Winkler talks the way he prepares his Katz's pastrami sandwich, which he requested be "juicy": With experience and precision. He takes the top slice of bread off to liberally apply mustard and then reassembles it in an open-face style. "Otherwise I will never get it in my mouth," he explains. It's the kind of practiced work you only achieve when you've consumed too many of these delicacies to count. Sure enough, Winkler's image lives at Katz's multiple times over; he appears in a couple of the countless celeb photos that line the walls. Before he departs, he poses for a new snapshot with the current owner, Jake Dell, who inherited the place from his father and his uncle. Winkler has been coming to Katz's for decades. He recalls taking his Happy Days co-star Ron Howard here in the 1970s when they were working on the Garry Marshall sitcom that made him a star.
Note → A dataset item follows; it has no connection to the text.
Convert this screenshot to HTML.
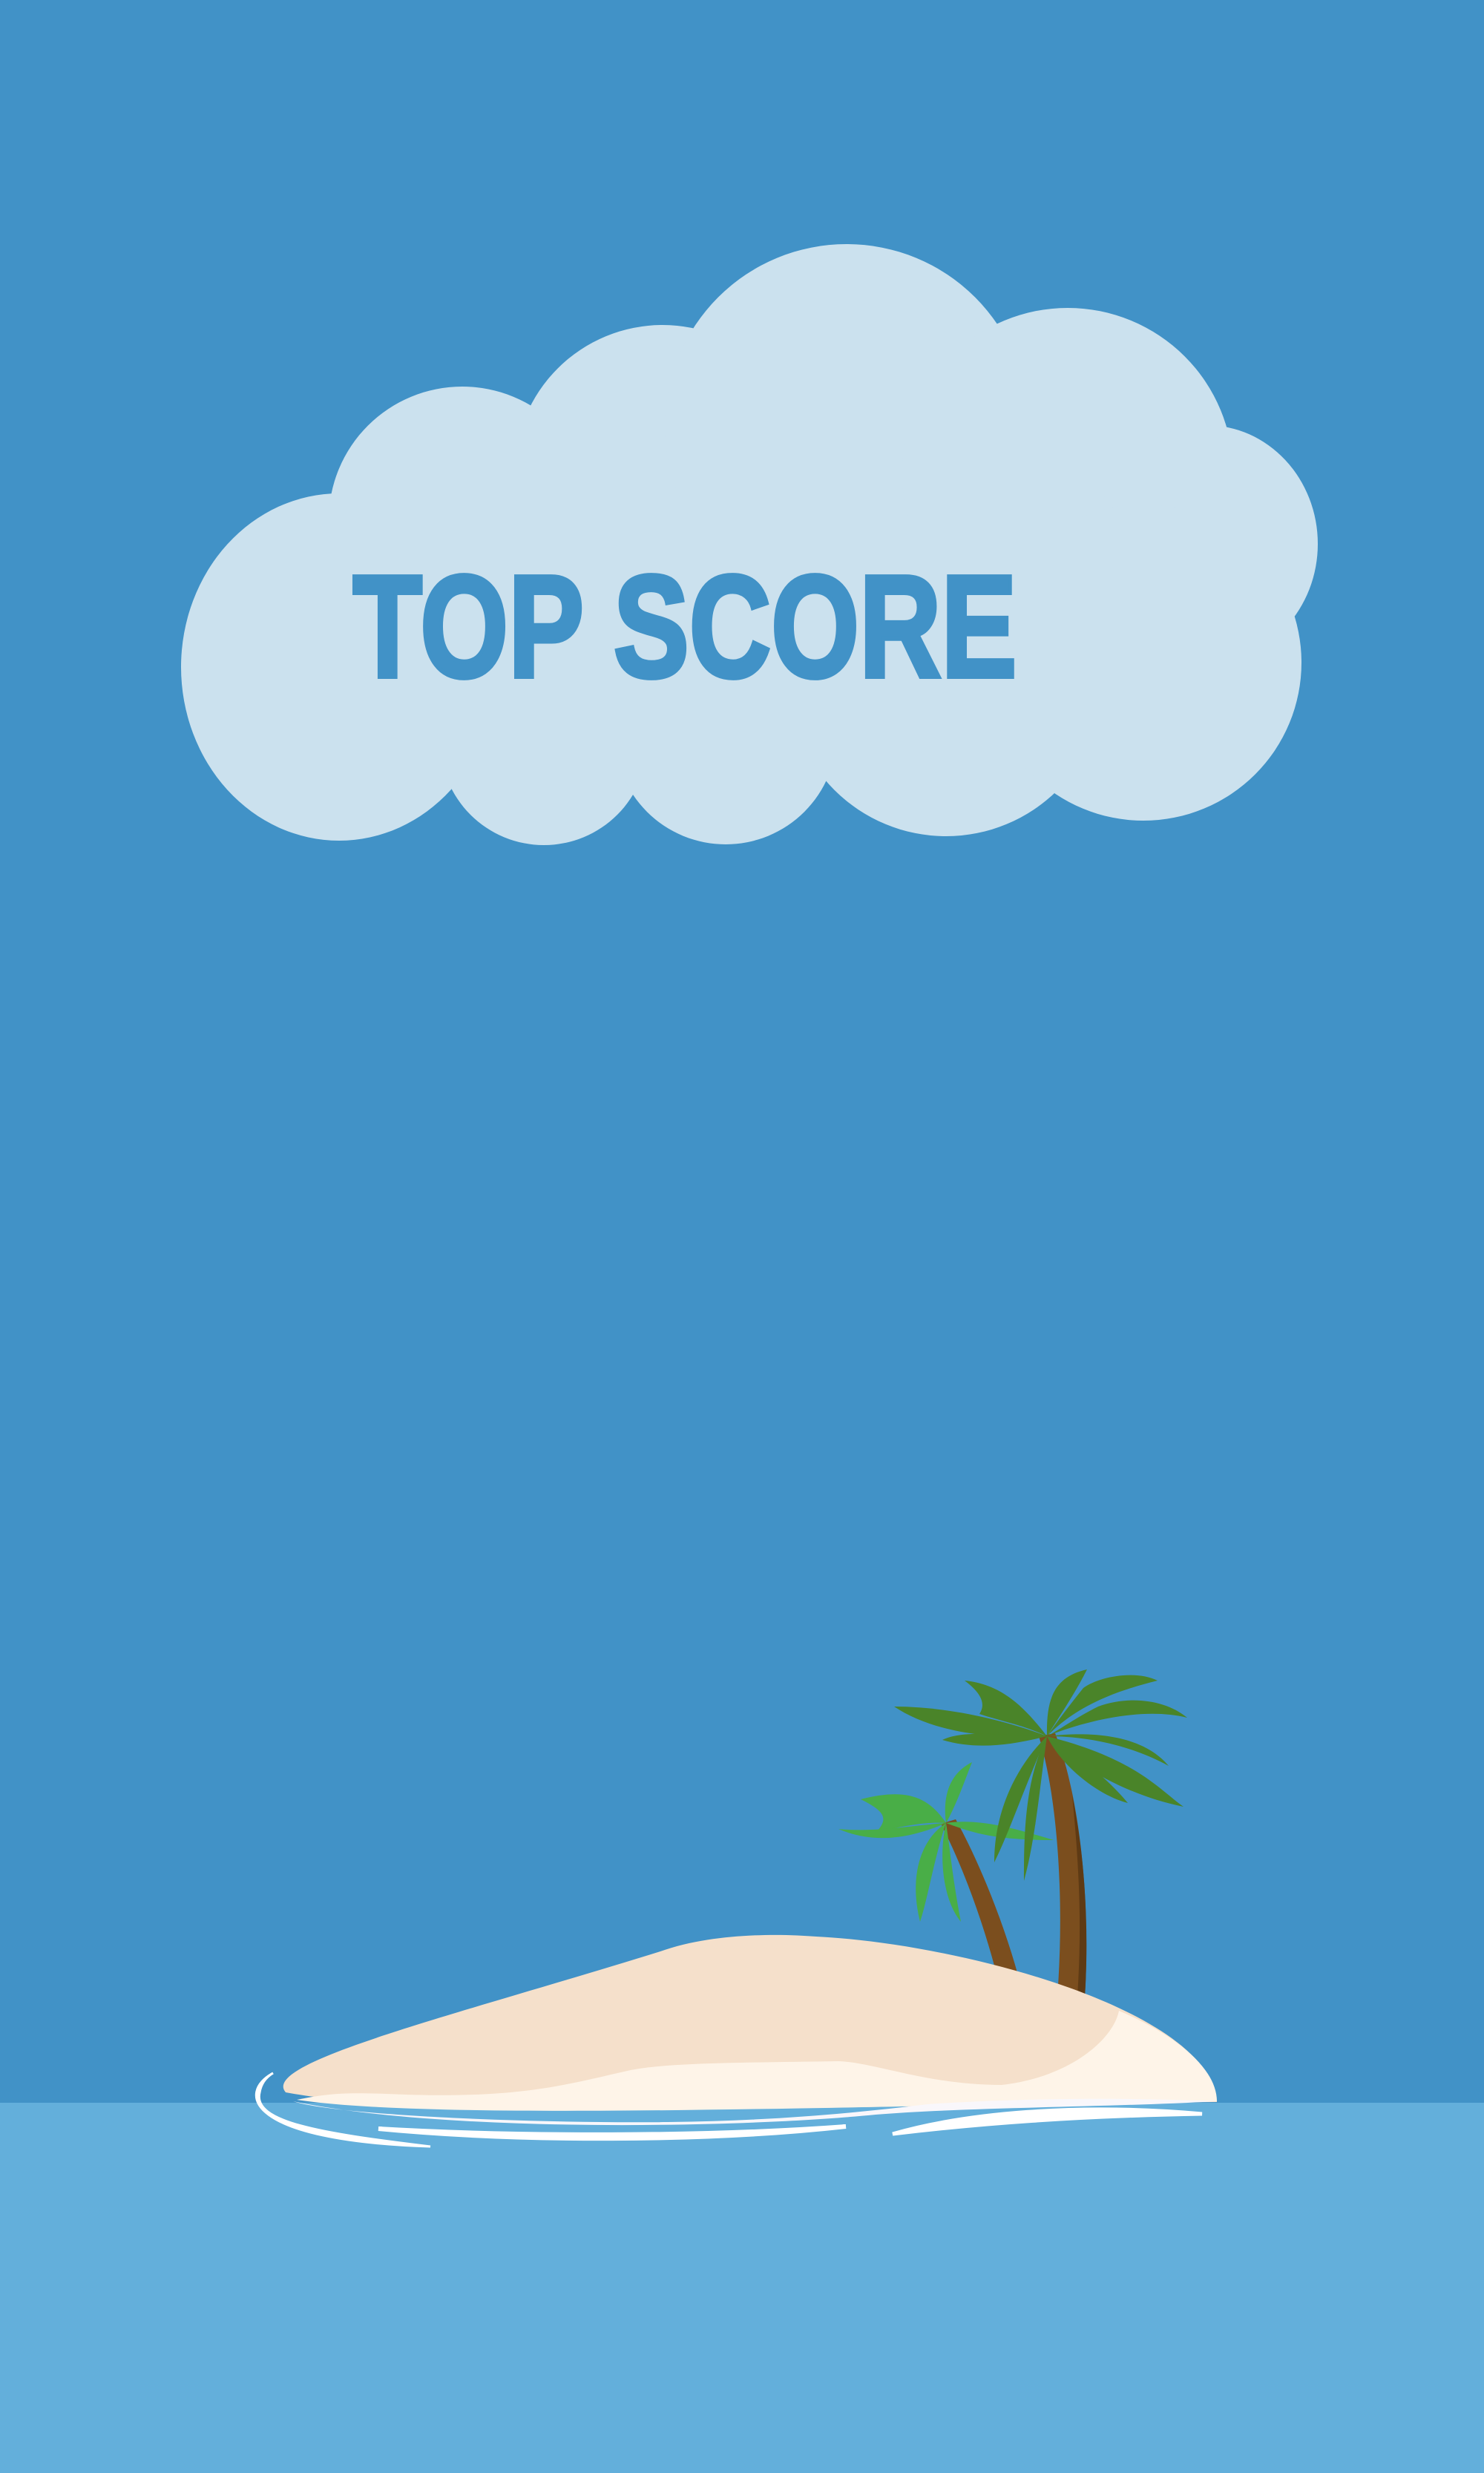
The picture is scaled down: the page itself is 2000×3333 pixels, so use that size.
<!DOCTYPE html>
<html><head><meta charset="utf-8"><style>
html,body{margin:0;padding:0;width:2000px;height:3333px;overflow:hidden;background:#4192c7}
svg{display:block}
</style></head><body>
<svg width="2000" height="3333" viewBox="0 0 2000 3333" xmlns="http://www.w3.org/2000/svg">
<rect width="2000" height="3333" fill="#4192c7"/>
<rect y="2834" width="2000" height="499" fill="#63afdb"/>
<g fill="#cbe1ee">
<ellipse cx="457" cy="899" rx="213" ry="234"/>
<circle cx="623" cy="701" r="180"/>
<circle cx="893" cy="638" r="200"/>
<circle cx="1141" cy="574" r="245"/>
<circle cx="1439" cy="638" r="223"/>
<ellipse cx="1626" cy="733" rx="150" ry="160"/>
<circle cx="733" cy="999" r="140"/>
<circle cx="978" cy="988" r="150"/>
<circle cx="1275" cy="914" r="213"/>
<circle cx="1541" cy="893" r="213"/>
<rect x="500" y="700" width="1200" height="280"/>
</g>
<text x="923" y="912" text-anchor="middle" font-family="Liberation Sans, sans-serif" font-weight="bold" font-size="196" fill="#4192c7" stroke="#4192c7" stroke-width="6" transform="translate(923 0) scale(0.78 1) translate(-923 0)">TOP SCORE</text>
<!-- palms -->
<g>
<path d="M1268,2458 C1300,2520 1328,2600 1345,2668 L1372,2662 C1352,2590 1320,2510 1288,2452 Z" fill="#7b4e1e"/>
<path d="M1400,2340 C1425,2420 1435,2560 1425,2690 L1462,2692 C1470,2560 1455,2420 1422,2336 Z" fill="#7b4e1e"/>
<path d="M1445,2420 C1455,2520 1458,2600 1452,2690 L1462,2692 C1468,2600 1462,2500 1445,2420Z" fill="#5e3a14"/>
<g fill="#49ae47">
<path d="M1275,2457 C1250,2420 1220,2410 1160,2425 C1190,2440 1200,2450 1180,2470 C1220,2460 1250,2455 1275,2457Z"/>
<path d="M1275,2457 C1230,2460 1180,2470 1130,2465 C1165,2480 1210,2485 1275,2457Z"/>
<path d="M1275,2457 C1270,2420 1280,2390 1310,2375 C1300,2400 1290,2430 1275,2457Z"/>
<path d="M1275,2457 C1240,2480 1225,2530 1240,2590 C1250,2560 1260,2500 1275,2457Z"/>
<path d="M1275,2457 C1265,2500 1270,2560 1295,2590 C1285,2540 1280,2490 1275,2457Z"/>
<path d="M1275,2457 C1310,2470 1340,2480 1420,2480 C1370,2465 1320,2450 1275,2457Z"/>
</g>
<g fill="#4a8429">
<path d="M1411,2340 C1380,2300 1350,2270 1300,2265 C1320,2280 1330,2295 1320,2310 C1350,2320 1380,2325 1411,2340Z"/>
<path d="M1411,2340 C1360,2320 1280,2300 1205,2300 C1250,2330 1320,2345 1411,2340Z"/>
<path d="M1411,2340 C1360,2340 1300,2330 1270,2345 C1320,2360 1370,2350 1411,2340Z"/>
<path d="M1411,2340 C1410,2290 1420,2260 1465,2250 C1450,2280 1430,2310 1411,2340Z"/>
<path d="M1411,2340 C1450,2300 1500,2280 1560,2265 C1530,2250 1480,2260 1460,2275 C1440,2300 1425,2320 1411,2340Z"/>
<path d="M1411,2340 C1460,2320 1540,2300 1600,2315 C1570,2290 1520,2285 1480,2300 C1450,2315 1430,2330 1411,2340Z"/>
<path d="M1411,2340 C1460,2340 1520,2350 1575,2380 C1550,2350 1500,2330 1411,2340Z"/>
<path d="M1411,2340 C1450,2380 1520,2420 1595,2435 C1560,2410 1530,2370 1411,2340Z"/>
<path d="M1411,2340 C1430,2380 1480,2420 1520,2430 C1495,2400 1460,2370 1411,2340Z"/>
<path d="M1411,2340 C1370,2380 1340,2440 1340,2510 C1360,2470 1380,2410 1411,2340Z"/>
<path d="M1411,2340 C1380,2400 1380,2480 1380,2535 C1395,2480 1400,2420 1411,2340Z"/>
<path d="M1411,2340 C1390,2380 1390,2420 1395,2460 C1400,2420 1405,2380 1411,2340Z"/>
</g>
</g>
<!-- island -->
<path d="M385,2820 C350,2780 600,2720 890,2630 C960,2605 1050,2606 1100,2610 C1300,2620 1630,2710 1640,2832 L1640,2833 C1200,2836 600,2860 385,2820Z" fill="#f5e0cb"/>
<path d="M400,2830 C440,2822 460,2820 520,2822 C700,2830 760,2810 850,2790 C900,2780 1000,2780 1130,2778 C1180,2780 1250,2810 1350,2810 C1440,2800 1500,2750 1508,2710 C1590,2745 1640,2790 1640,2832 C1200,2836 600,2860 400,2830Z" fill="#fef4e8"/>
<path d="M395,2832 C450,2850 700,2862 900,2860 C1050,2858 1150,2848 1250,2836 C1400,2826 1550,2828 1640,2832 C1500,2840 1300,2840 1180,2850 C1000,2868 600,2875 395,2832Z" fill="#f9f7fb"/>
<g fill="#ffffff">
<path d="M368,2794 C320,2820 330,2885 580,2893 C430,2875 340,2860 350,2820 C352,2808 358,2800 368,2794Z" stroke="#fff" stroke-width="3"/>
<path d="M510,2869 C700,2887 950,2887 1140,2866 C950,2880 700,2880 510,2869Z" stroke="#fff" stroke-width="6"/>
<path d="M1203,2876 C1300,2848 1450,2834 1620,2849 C1450,2852 1320,2862 1203,2876Z" stroke="#fff" stroke-width="5"/>
</g>
</svg>
</body></html>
As we're wrapping up our chat, a couple comes over to ask for a photo, and he indulges. (He understands the impulse: He says he plans to ask country singer Brandi Carlile for a picture when he sees her in concert at the end of this month.) "I think you're the greatest television actor that ever lived," the man says. "And I think you're absolutely right," Winkler cheekily replies. They're from Oklahoma. That's where Bill Hader is from, he tells them, which they already know. "Can I just say, I'm very happy to meet you," Winkler says as they bid their goodbyes.
I ask him if he's honed his process for interacting with fans over the years. "I don't know what I would have done if I was not an actor, but I love being on the earth," he says. "And these people, look at that. How wonderful."